Task to complete> Quote all of the data exactly as given. Skip every picture it contains.

Source material>
= = = = = = =

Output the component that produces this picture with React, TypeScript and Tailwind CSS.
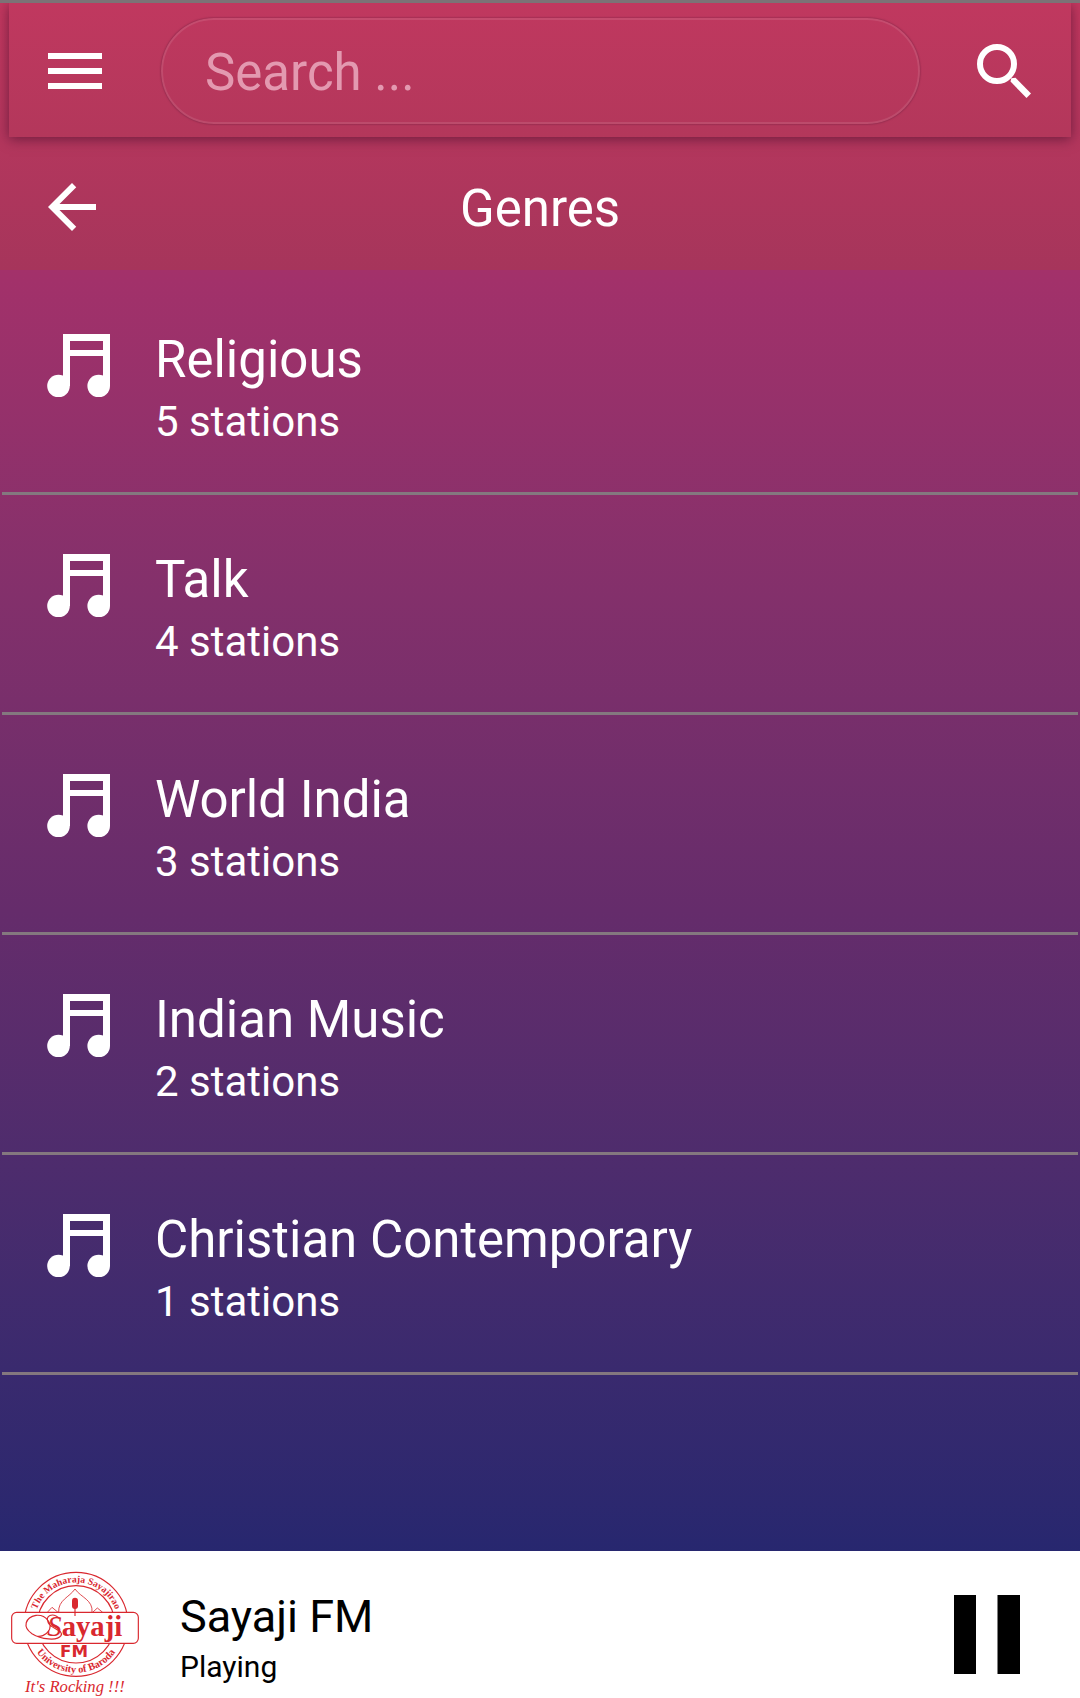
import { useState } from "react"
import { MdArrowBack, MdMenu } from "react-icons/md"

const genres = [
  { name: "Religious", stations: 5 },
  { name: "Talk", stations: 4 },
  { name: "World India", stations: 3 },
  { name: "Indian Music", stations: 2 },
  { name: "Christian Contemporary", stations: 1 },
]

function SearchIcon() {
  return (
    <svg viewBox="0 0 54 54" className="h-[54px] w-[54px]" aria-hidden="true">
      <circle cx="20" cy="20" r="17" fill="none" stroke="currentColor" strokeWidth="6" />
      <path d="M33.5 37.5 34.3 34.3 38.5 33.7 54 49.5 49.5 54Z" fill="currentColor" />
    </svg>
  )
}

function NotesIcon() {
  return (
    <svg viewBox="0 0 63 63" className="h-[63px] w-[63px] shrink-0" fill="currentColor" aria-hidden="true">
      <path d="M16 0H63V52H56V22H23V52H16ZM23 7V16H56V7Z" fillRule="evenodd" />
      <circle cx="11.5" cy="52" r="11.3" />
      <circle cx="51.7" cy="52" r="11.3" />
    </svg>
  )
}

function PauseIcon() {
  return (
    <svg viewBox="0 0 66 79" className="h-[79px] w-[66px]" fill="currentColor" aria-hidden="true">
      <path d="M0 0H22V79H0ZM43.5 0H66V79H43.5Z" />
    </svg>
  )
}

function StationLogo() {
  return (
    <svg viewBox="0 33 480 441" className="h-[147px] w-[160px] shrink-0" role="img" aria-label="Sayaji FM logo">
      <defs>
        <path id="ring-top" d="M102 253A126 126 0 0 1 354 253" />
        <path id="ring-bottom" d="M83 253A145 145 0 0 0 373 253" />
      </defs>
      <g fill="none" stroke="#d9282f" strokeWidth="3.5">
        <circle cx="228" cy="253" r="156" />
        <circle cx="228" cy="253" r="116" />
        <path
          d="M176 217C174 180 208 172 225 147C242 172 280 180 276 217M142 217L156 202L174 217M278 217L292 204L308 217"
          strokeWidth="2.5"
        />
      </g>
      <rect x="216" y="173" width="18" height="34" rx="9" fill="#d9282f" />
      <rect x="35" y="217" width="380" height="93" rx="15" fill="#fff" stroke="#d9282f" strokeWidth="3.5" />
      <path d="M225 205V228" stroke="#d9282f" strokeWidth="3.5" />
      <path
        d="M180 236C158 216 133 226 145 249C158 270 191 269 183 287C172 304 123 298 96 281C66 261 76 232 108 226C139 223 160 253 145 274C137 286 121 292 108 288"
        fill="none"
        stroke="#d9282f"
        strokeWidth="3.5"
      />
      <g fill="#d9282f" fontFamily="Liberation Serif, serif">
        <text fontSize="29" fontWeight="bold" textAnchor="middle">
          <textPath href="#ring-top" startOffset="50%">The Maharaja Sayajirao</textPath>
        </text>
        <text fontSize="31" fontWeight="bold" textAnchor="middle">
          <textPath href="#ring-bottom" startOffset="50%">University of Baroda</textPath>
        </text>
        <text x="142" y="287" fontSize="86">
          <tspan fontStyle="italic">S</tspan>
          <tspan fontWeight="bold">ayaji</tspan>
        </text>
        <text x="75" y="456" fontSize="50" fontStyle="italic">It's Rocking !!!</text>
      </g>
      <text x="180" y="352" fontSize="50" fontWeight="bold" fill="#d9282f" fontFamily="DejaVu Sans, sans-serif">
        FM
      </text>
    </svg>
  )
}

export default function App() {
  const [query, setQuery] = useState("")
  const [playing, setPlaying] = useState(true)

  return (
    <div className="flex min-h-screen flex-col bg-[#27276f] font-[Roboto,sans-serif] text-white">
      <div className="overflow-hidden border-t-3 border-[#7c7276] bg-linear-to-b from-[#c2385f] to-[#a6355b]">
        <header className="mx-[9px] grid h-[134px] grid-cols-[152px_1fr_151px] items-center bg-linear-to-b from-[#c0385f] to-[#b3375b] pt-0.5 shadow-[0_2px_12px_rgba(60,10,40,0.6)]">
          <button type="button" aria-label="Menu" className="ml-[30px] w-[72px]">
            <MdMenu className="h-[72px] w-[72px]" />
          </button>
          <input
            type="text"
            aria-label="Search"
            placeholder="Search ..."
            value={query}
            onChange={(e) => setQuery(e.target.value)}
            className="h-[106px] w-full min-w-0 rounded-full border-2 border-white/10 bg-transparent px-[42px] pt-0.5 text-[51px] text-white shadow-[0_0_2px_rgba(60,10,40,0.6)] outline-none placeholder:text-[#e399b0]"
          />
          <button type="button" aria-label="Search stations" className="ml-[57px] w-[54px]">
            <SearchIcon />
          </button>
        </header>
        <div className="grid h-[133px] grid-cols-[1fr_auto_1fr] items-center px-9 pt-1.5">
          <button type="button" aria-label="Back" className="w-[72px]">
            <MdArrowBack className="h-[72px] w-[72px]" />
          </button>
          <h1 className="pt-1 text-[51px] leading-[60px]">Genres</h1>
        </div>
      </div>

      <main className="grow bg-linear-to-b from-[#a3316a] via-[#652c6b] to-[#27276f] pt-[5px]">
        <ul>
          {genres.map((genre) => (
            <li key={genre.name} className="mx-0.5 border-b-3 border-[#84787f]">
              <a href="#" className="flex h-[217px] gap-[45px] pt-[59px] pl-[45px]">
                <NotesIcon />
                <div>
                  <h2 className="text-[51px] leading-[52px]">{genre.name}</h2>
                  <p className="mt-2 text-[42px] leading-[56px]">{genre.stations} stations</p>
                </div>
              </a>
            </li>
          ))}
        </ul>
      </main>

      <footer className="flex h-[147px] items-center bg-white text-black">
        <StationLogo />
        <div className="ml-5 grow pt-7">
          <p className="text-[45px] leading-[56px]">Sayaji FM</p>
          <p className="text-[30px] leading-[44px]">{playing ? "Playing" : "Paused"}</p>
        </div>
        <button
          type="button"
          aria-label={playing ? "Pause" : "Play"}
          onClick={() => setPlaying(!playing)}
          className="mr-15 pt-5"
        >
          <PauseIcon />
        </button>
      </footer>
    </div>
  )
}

= = = = = = =

Exercise solution>
Output the component that produces this picture with React, TypeScript and Tailwind CSS.
import { useState } from "react"
import { MdArrowBack, MdMenu } from "react-icons/md"

const genres = [
  { name: "Religious", stations: 5 },
  { name: "Talk", stations: 4 },
  { name: "World India", stations: 3 },
  { name: "Indian Music", stations: 2 },
  { name: "Christian Contemporary", stations: 1 },
]

function SearchIcon() {
  return (
    <svg viewBox="0 0 54 54" className="h-[54px] w-[54px]" aria-hidden="true">
      <circle cx="20" cy="20" r="17" fill="none" stroke="currentColor" strokeWidth="6" />
      <path d="M33.5 37.5 34.3 34.3 38.5 33.7 54 49.5 49.5 54Z" fill="currentColor" />
    </svg>
  )
}

function NotesIcon() {
  return (
    <svg viewBox="0 0 63 63" className="h-[63px] w-[63px] shrink-0" fill="currentColor" aria-hidden="true">
      <path d="M16 0H63V52H56V22H23V52H16ZM23 7V16H56V7Z" fillRule="evenodd" />
      <circle cx="11.5" cy="52" r="11.3" />
      <circle cx="51.7" cy="52" r="11.3" />
    </svg>
  )
}

function PauseIcon() {
  return (
    <svg viewBox="0 0 66 79" className="h-[79px] w-[66px]" fill="currentColor" aria-hidden="true">
      <path d="M0 0H22V79H0ZM43.5 0H66V79H43.5Z" />
    </svg>
  )
}

function StationLogo() {
  return (
    <svg viewBox="0 33 480 441" className="h-[147px] w-[160px] shrink-0" role="img" aria-label="Sayaji FM logo">
      <defs>
        <path id="ring-top" d="M102 253A126 126 0 0 1 354 253" />
        <path id="ring-bottom" d="M83 253A145 145 0 0 0 373 253" />
      </defs>
      <g fill="none" stroke="#d9282f" strokeWidth="3.5">
        <circle cx="228" cy="253" r="156" />
        <circle cx="228" cy="253" r="116" />
        <path
          d="M176 217C174 180 208 172 225 147C242 172 280 180 276 217M142 217L156 202L174 217M278 217L292 204L308 217"
          strokeWidth="2.5"
        />
      </g>
      <rect x="216" y="173" width="18" height="34" rx="9" fill="#d9282f" />
      <rect x="35" y="217" width="380" height="93" rx="15" fill="#fff" stroke="#d9282f" strokeWidth="3.5" />
      <path d="M225 205V228" stroke="#d9282f" strokeWidth="3.5" />
      <path
        d="M180 236C158 216 133 226 145 249C158 270 191 269 183 287C172 304 123 298 96 281C66 261 76 232 108 226C139 223 160 253 145 274C137 286 121 292 108 288"
        fill="none"
        stroke="#d9282f"
        strokeWidth="3.5"
      />
      <g fill="#d9282f" fontFamily="Liberation Serif, serif">
        <text fontSize="29" fontWeight="bold" textAnchor="middle">
          <textPath href="#ring-top" startOffset="50%">The Maharaja Sayajirao</textPath>
        </text>
        <text fontSize="31" fontWeight="bold" textAnchor="middle">
          <textPath href="#ring-bottom" startOffset="50%">University of Baroda</textPath>
        </text>
        <text x="142" y="287" fontSize="86">
          <tspan fontStyle="italic">S</tspan>
          <tspan fontWeight="bold">ayaji</tspan>
        </text>
        <text x="75" y="456" fontSize="50" fontStyle="italic">It's Rocking !!!</text>
      </g>
      <text x="180" y="352" fontSize="50" fontWeight="bold" fill="#d9282f" fontFamily="DejaVu Sans, sans-serif">
        FM
      </text>
    </svg>
  )
}

export default function App() {
  const [query, setQuery] = useState("")
  const [playing, setPlaying] = useState(true)

  return (
    <div className="flex min-h-screen flex-col bg-[#27276f] font-[Roboto,sans-serif] text-white">
      <div className="overflow-hidden border-t-3 border-[#7c7276] bg-linear-to-b from-[#c2385f] to-[#a6355b]">
        <header className="mx-[9px] grid h-[134px] grid-cols-[152px_1fr_151px] items-center bg-linear-to-b from-[#c0385f] to-[#b3375b] pt-0.5 shadow-[0_2px_12px_rgba(60,10,40,0.6)]">
          <button type="button" aria-label="Menu" className="ml-[30px] w-[72px]">
            <MdMenu className="h-[72px] w-[72px]" />
          </button>
          <input
            type="text"
            aria-label="Search"
            placeholder="Search ..."
            value={query}
            onChange={(e) => setQuery(e.target.value)}
            className="h-[106px] w-full min-w-0 rounded-full border-2 border-white/10 bg-transparent px-[42px] pt-0.5 text-[51px] text-white shadow-[0_0_2px_rgba(60,10,40,0.6)] outline-none placeholder:text-[#e399b0]"
          />
          <button type="button" aria-label="Search stations" className="ml-[57px] w-[54px]">
            <SearchIcon />
          </button>
        </header>
        <div className="grid h-[133px] grid-cols-[1fr_auto_1fr] items-center px-9 pt-1.5">
          <button type="button" aria-label="Back" className="w-[72px]">
            <MdArrowBack className="h-[72px] w-[72px]" />
          </button>
          <h1 className="pt-1 text-[51px] leading-[60px]">Genres</h1>
        </div>
      </div>

      <main className="grow bg-linear-to-b from-[#a3316a] via-[#652c6b] to-[#27276f] pt-[5px]">
        <ul>
          {genres.map((genre) => (
            <li key={genre.name} className="mx-0.5 border-b-3 border-[#84787f]">
              <a href="#" className="flex h-[217px] gap-[45px] pt-[59px] pl-[45px]">
                <NotesIcon />
                <div>
                  <h2 className="text-[51px] leading-[52px]">{genre.name}</h2>
                  <p className="mt-2 text-[42px] leading-[56px]">{genre.stations} stations</p>
                </div>
              </a>
            </li>
          ))}
        </ul>
      </main>

      <footer className="flex h-[147px] items-center bg-white text-black">
        <StationLogo />
        <div className="ml-5 grow pt-7">
          <p className="text-[45px] leading-[56px]">Sayaji FM</p>
          <p className="text-[30px] leading-[44px]">{playing ? "Playing" : "Paused"}</p>
        </div>
        <button
          type="button"
          aria-label={playing ? "Pause" : "Play"}
          onClick={() => setPlaying(!playing)}
          className="mr-15 pt-5"
        >
          <PauseIcon />
        </button>
      </footer>
    </div>
  )
}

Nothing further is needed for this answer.